| WRITTEN REQUEST |
Your task is to copy each line that has the word "components".
** Start of INFORMATION SHOWN **
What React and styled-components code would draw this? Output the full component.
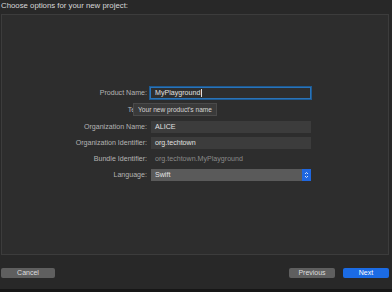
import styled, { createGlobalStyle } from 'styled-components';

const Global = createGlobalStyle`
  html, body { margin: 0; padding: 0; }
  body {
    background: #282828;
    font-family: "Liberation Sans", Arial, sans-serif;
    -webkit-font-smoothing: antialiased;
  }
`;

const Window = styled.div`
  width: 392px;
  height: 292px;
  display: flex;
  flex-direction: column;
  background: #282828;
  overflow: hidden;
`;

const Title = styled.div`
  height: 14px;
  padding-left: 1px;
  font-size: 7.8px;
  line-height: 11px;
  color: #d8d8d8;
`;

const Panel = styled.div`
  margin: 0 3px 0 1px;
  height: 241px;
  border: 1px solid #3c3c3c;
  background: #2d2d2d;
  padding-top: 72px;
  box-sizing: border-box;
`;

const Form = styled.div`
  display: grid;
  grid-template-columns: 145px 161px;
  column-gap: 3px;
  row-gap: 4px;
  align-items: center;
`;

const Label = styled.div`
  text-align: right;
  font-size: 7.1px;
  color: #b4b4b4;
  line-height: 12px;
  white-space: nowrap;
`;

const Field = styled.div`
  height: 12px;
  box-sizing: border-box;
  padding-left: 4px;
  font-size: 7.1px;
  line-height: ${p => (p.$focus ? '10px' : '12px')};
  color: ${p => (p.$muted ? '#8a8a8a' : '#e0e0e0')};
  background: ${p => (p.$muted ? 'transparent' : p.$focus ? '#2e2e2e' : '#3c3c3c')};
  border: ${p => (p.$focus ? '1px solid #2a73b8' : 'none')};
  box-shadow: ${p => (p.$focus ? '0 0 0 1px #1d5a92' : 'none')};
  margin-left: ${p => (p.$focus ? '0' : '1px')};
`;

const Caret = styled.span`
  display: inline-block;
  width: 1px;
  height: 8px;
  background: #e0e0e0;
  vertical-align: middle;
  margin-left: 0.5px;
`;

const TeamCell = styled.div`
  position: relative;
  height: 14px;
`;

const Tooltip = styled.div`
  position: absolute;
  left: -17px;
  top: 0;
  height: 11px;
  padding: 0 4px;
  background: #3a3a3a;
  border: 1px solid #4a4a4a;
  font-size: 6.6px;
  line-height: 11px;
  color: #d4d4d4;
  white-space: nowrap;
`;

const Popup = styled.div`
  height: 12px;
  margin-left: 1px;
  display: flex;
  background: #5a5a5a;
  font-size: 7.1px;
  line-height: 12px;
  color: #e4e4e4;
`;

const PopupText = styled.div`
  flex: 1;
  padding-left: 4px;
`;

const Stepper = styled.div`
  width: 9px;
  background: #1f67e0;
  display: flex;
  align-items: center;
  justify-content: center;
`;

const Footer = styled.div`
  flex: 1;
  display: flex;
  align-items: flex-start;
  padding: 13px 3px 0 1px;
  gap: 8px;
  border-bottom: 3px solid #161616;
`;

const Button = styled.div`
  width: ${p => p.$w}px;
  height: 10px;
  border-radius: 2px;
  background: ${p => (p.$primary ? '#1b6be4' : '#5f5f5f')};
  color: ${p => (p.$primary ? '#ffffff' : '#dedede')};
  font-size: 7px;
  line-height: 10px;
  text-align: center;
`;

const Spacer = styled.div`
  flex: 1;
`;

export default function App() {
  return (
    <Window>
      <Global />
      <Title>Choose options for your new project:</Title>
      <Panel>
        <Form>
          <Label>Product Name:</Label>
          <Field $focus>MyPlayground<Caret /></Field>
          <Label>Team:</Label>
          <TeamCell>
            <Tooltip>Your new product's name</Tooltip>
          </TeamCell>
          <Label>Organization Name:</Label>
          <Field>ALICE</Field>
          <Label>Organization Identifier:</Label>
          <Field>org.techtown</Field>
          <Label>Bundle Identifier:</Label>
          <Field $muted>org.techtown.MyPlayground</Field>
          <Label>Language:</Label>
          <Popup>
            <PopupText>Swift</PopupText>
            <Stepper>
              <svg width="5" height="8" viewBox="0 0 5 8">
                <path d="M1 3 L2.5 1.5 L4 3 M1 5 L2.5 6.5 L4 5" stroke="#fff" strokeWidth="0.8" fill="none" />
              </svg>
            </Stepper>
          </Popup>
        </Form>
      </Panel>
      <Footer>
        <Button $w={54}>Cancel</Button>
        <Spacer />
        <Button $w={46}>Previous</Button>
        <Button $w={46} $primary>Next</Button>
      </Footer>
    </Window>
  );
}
** End of INFORMATION SHOWN **
| EXERCISE RESULT |
What React and styled-components code would draw this? Output the full component.
import styled, { createGlobalStyle } from 'styled-components';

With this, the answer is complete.